### To be done
Transcribe all of the material exactly, except for its pictures.

### Dataset section

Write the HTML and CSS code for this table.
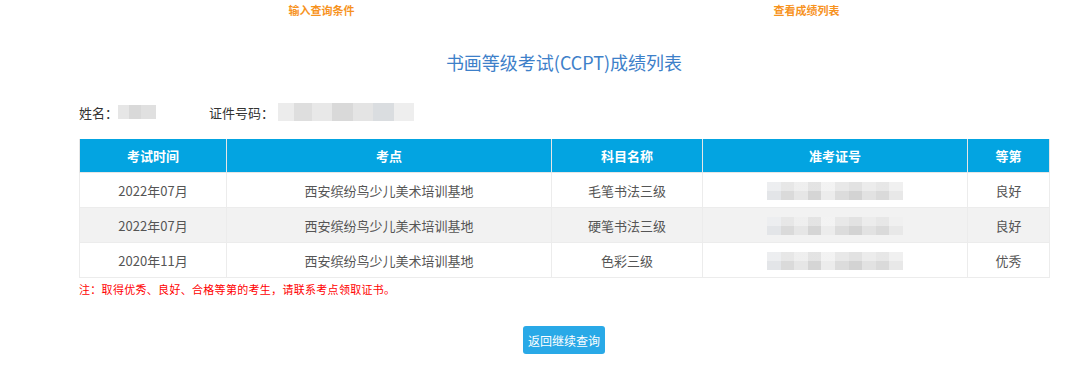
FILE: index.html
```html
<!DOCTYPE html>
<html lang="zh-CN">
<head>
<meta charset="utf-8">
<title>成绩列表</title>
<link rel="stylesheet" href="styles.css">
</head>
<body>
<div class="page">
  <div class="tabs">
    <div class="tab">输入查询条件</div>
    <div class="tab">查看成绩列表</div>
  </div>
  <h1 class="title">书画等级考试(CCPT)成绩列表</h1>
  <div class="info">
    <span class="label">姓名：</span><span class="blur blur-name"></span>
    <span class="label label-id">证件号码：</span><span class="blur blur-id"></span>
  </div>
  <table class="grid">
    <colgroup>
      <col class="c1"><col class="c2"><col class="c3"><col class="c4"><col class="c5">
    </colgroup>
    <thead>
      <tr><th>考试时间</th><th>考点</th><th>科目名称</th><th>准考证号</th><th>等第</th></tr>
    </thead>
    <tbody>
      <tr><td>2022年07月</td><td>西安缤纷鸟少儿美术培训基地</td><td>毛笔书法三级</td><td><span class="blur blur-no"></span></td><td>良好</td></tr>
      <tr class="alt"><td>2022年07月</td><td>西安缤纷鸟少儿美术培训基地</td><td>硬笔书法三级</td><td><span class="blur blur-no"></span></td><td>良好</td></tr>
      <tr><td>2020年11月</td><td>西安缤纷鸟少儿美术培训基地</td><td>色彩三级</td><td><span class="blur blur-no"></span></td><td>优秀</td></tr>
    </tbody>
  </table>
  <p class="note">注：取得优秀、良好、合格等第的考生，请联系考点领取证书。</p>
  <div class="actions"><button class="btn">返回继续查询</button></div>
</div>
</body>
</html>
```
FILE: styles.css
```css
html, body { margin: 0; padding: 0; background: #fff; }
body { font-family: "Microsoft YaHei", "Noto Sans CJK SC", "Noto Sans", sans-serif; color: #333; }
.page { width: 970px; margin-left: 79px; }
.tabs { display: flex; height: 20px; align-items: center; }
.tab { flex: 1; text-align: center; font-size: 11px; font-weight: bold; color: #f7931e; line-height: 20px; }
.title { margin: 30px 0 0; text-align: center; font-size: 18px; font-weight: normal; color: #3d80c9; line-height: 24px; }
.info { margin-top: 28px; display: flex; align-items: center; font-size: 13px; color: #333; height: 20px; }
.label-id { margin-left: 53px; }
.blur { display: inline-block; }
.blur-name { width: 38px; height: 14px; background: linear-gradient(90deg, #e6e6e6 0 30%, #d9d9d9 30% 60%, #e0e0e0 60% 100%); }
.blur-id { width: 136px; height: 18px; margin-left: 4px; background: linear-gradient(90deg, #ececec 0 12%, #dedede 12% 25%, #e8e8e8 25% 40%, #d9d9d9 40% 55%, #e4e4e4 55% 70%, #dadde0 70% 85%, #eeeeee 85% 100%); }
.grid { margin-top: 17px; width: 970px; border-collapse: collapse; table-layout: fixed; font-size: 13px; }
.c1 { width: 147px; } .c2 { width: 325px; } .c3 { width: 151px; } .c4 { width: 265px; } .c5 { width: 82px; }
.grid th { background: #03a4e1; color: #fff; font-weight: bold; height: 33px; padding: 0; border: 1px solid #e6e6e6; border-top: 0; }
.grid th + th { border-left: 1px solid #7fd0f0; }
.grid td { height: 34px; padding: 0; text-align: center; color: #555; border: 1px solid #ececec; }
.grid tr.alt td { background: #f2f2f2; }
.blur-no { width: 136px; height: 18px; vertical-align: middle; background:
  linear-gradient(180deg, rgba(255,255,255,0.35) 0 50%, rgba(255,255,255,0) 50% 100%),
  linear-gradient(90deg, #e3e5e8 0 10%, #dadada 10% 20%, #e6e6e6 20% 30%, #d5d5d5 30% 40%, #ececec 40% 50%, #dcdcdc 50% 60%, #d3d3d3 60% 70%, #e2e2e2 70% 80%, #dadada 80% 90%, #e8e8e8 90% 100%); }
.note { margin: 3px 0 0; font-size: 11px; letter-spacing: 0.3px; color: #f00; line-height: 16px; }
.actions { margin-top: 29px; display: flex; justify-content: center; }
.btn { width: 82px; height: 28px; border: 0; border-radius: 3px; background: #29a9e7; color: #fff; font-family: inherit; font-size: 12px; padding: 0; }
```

### Task response
Write the HTML and CSS code for this table.
FILE: index.html
```html
<!DOCTYPE html>
<html lang="zh-CN">
<head>
<meta charset="utf-8">
<title>成绩列表</title>
<link rel="stylesheet" href="styles.css">
</head>
<body>
<div class="page">
  <div class="tabs">
    <div class="tab">输入查询条件</div>
    <div class="tab">查看成绩列表</div>
  </div>
  <h1 class="title">书画等级考试(CCPT)成绩列表</h1>
  <div class="info">
    <span class="label">姓名：</span><span class="blur blur-name"></span>
    <span class="label label-id">证件号码：</span><span class="blur blur-id"></span>
  </div>
  <table class="grid">
    <colgroup>
      <col class="c1"><col class="c2"><col class="c3"><col class="c4"><col class="c5">
    </colgroup>
    <thead>
      <tr><th>考试时间</th><th>考点</th><th>科目名称</th><th>准考证号</th><th>等第</th></tr>
    </thead>
    <tbody>
      <tr><td>2022年07月</td><td>西安缤纷鸟少儿美术培训基地</td><td>毛笔书法三级</td><td><span class="blur blur-no"></span></td><td>良好</td></tr>
      <tr class="alt"><td>2022年07月</td><td>西安缤纷鸟少儿美术培训基地</td><td>硬笔书法三级</td><td><span class="blur blur-no"></span></td><td>良好</td></tr>
      <tr><td>2020年11月</td><td>西安缤纷鸟少儿美术培训基地</td><td>色彩三级</td><td><span class="blur blur-no"></span></td><td>优秀</td></tr>
    </tbody>
  </table>
  <p class="note">注：取得优秀、良好、合格等第的考生，请联系考点领取证书。</p>
  <div class="actions"><button class="btn">返回继续查询</button></div>
</div>
</body>
</html>
```
FILE: styles.css
```css
html, body { margin: 0; padding: 0; background: #fff; }
body { font-family: "Microsoft YaHei", "Noto Sans CJK SC", "Noto Sans", sans-serif; color: #333; }
.page { width: 970px; margin-left: 79px; }
.tabs { display: flex; height: 20px; align-items: center; }
.tab { flex: 1; text-align: center; font-size: 11px; font-weight: bold; color: #f7931e; line-height: 20px; }
.title { margin: 30px 0 0; text-align: center; font-size: 18px; font-weight: normal; color: #3d80c9; line-height: 24px; }
.info { margin-top: 28px; display: flex; align-items: center; font-size: 13px; color: #333; height: 20px; }
.label-id { margin-left: 53px; }
.blur { display: inline-block; }
.blur-name { width: 38px; height: 14px; background: linear-gradient(90deg, #e6e6e6 0 30%, #d9d9d9 30% 60%, #e0e0e0 60% 100%); }
.blur-id { width: 136px; height: 18px; margin-left: 4px; background: linear-gradient(90deg, #ececec 0 12%, #dedede 12% 25%, #e8e8e8 25% 40%, #d9d9d9 40% 55%, #e4e4e4 55% 70%, #dadde0 70% 85%, #eeeeee 85% 100%); }
.grid { margin-top: 17px; width: 970px; border-collapse: collapse; table-layout: fixed; font-size: 13px; }
.c1 { width: 147px; } .c2 { width: 325px; } .c3 { width: 151px; } .c4 { width: 265px; } .c5 { width: 82px; }
.grid th { background: #03a4e1; color: #fff; font-weight: bold; height: 33px; padding: 0; border: 1px solid #e6e6e6; border-top: 0; }
.grid th + th { border-left: 1px solid #7fd0f0; }
.grid td { height: 34px; padding: 0; text-align: center; color: #555; border: 1px solid #ececec; }
.grid tr.alt td { background: #f2f2f2; }
.blur-no { width: 136px; height: 18px; vertical-align: middle; background:
  linear-gradient(180deg, rgba(255,255,255,0.35) 0 50%, rgba(255,255,255,0) 50% 100%),
  linear-gradient(90deg, #e3e5e8 0 10%, #dadada 10% 20%, #e6e6e6 20% 30%, #d5d5d5 30% 40%, #ececec 40% 50%, #dcdcdc 50% 60%, #d3d3d3 60% 70%, #e2e2e2 70% 80%, #dadada 80% 90%, #e8e8e8 90% 100%); }
.note { margin: 3px 0 0; font-size: 11px; letter-spacing: 0.3px; color: #f00; line-height: 16px; }
.actions { margin-top: 29px; display: flex; justify-content: center; }
.btn { width: 82px; height: 28px; border: 0; border-radius: 3px; background: #29a9e7; color: #fff; font-family: inherit; font-size: 12px; padding: 0; }
```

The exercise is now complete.